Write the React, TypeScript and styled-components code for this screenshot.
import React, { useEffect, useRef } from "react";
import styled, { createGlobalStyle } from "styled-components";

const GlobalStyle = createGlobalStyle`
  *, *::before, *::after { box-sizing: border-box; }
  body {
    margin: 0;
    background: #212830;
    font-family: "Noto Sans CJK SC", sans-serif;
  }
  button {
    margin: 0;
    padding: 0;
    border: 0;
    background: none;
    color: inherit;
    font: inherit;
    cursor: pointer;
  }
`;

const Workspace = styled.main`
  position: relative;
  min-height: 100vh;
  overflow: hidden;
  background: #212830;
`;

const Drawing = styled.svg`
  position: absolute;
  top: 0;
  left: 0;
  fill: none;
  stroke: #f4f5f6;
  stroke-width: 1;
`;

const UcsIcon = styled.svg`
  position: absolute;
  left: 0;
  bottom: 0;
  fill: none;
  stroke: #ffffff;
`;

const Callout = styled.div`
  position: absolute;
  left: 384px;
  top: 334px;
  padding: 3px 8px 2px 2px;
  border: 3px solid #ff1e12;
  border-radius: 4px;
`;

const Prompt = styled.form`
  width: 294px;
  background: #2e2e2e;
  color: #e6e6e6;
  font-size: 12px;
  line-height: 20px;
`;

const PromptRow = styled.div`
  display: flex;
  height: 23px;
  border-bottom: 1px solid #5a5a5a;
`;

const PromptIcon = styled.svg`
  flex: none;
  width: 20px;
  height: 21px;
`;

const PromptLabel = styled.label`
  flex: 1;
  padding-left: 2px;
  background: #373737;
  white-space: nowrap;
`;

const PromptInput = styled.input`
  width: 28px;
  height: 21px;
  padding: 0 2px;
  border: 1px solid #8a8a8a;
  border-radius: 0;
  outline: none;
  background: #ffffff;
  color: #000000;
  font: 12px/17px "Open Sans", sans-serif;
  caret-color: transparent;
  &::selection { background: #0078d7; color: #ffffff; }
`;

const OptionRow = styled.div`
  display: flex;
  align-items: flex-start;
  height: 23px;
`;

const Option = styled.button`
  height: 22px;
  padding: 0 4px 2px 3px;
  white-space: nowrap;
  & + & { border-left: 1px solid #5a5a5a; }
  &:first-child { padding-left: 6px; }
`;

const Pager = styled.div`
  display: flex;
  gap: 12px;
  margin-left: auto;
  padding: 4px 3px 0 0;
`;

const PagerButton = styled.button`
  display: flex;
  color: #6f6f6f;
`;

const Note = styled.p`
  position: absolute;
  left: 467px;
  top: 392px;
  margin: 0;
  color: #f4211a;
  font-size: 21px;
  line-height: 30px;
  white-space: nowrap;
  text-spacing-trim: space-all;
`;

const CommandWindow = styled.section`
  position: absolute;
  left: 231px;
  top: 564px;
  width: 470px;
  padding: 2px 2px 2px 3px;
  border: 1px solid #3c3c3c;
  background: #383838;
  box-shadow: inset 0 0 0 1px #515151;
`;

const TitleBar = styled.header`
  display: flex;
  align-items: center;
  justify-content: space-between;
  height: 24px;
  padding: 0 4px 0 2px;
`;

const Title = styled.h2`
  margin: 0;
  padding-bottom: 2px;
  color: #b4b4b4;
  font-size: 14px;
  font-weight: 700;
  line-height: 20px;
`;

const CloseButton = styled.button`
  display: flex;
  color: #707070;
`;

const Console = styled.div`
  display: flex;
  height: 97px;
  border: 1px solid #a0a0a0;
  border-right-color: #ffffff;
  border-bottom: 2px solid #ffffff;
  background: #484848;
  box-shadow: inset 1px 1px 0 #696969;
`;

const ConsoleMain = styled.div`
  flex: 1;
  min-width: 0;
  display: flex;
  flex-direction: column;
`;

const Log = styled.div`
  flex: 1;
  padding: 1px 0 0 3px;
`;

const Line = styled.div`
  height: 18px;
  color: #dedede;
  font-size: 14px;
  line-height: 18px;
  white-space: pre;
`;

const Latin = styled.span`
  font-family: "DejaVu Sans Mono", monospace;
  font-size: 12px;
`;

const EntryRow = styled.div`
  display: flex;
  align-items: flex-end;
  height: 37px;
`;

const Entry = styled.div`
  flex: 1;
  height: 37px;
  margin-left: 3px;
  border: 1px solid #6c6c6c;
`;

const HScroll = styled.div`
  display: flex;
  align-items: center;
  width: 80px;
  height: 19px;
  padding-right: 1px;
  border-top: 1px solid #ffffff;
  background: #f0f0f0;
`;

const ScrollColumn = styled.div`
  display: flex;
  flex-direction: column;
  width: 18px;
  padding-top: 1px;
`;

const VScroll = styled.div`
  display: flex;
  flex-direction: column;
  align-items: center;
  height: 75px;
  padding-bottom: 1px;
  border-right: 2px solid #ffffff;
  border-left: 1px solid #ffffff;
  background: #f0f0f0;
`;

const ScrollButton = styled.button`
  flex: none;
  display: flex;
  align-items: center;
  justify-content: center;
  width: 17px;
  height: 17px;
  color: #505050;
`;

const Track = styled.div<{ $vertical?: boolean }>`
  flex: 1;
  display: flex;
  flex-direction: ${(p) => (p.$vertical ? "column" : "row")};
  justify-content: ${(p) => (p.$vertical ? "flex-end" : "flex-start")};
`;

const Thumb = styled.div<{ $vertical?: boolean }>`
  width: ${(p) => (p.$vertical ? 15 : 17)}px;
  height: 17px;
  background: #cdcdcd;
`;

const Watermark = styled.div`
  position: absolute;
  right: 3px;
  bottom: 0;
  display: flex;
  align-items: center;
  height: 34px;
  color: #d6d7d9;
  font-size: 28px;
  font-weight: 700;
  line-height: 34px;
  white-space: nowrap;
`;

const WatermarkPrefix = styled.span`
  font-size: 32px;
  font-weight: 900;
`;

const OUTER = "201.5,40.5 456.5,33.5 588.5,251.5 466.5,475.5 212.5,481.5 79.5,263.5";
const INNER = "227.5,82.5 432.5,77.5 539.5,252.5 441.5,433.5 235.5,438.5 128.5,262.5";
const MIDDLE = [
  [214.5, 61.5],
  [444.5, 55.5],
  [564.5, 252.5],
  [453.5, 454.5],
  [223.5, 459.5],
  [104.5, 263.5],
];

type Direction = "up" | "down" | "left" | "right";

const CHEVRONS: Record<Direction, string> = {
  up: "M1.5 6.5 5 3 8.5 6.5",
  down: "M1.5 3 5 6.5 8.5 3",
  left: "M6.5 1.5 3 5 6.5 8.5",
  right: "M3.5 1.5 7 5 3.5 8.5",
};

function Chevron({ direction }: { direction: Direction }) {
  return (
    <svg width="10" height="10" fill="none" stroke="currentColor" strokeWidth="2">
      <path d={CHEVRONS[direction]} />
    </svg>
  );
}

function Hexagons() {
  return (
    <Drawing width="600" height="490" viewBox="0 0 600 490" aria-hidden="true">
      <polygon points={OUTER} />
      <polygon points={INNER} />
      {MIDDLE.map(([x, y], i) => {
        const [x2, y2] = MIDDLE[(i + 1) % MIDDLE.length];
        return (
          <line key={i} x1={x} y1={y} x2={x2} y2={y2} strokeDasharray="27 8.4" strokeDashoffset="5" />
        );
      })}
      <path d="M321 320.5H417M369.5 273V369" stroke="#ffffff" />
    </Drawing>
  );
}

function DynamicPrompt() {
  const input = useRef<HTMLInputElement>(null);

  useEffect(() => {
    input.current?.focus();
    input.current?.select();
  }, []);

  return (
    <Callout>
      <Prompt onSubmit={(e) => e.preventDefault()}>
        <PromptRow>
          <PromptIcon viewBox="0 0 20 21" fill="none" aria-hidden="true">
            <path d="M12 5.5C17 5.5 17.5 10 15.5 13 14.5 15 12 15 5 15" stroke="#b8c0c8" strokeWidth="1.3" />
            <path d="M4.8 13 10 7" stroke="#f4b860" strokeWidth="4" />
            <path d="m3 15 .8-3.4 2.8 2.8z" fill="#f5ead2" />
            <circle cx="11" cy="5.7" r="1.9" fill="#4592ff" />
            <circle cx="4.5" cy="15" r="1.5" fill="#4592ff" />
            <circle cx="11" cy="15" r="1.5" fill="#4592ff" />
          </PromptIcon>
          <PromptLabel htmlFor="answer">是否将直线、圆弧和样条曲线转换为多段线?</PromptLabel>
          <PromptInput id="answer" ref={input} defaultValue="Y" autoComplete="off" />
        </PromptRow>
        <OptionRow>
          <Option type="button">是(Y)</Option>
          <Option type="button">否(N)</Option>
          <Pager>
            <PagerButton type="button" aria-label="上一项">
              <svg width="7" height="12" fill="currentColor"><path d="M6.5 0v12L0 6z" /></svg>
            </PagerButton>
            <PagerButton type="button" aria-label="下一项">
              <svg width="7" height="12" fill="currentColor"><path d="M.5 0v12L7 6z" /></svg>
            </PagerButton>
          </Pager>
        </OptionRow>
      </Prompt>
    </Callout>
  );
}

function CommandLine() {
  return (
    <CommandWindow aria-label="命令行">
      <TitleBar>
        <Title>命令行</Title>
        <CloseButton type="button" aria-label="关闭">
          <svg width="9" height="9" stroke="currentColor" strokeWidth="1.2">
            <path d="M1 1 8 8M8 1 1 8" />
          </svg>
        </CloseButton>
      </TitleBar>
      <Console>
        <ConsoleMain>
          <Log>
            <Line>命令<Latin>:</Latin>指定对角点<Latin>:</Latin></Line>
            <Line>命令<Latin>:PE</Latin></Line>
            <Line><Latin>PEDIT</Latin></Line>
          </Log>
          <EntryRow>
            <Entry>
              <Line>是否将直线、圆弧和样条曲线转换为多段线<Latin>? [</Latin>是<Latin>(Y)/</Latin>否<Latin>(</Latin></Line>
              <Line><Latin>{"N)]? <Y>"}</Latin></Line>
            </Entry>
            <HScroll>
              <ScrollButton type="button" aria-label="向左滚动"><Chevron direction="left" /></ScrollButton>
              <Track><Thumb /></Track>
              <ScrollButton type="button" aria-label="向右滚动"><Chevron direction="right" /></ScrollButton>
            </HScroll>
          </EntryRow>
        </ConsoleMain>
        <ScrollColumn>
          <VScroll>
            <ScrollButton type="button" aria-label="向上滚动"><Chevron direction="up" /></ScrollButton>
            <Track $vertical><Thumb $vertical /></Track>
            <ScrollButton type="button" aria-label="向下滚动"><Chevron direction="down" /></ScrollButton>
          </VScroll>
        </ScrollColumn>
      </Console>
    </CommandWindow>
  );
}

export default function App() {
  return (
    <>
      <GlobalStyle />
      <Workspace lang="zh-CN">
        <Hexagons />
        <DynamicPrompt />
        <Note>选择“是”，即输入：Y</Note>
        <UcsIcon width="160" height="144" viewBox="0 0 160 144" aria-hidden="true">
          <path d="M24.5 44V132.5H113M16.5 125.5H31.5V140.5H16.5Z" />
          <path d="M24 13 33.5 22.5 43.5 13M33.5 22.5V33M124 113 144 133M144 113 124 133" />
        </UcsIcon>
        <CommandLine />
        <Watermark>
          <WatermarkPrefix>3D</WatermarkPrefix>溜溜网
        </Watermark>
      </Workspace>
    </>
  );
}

- Problem to solve: Scan the listing above. Gather each line that contains the word "React".

- Exercise answer:
Write the React, TypeScript and styled-components code for this screenshot.
import React, { useEffect, useRef } from "react";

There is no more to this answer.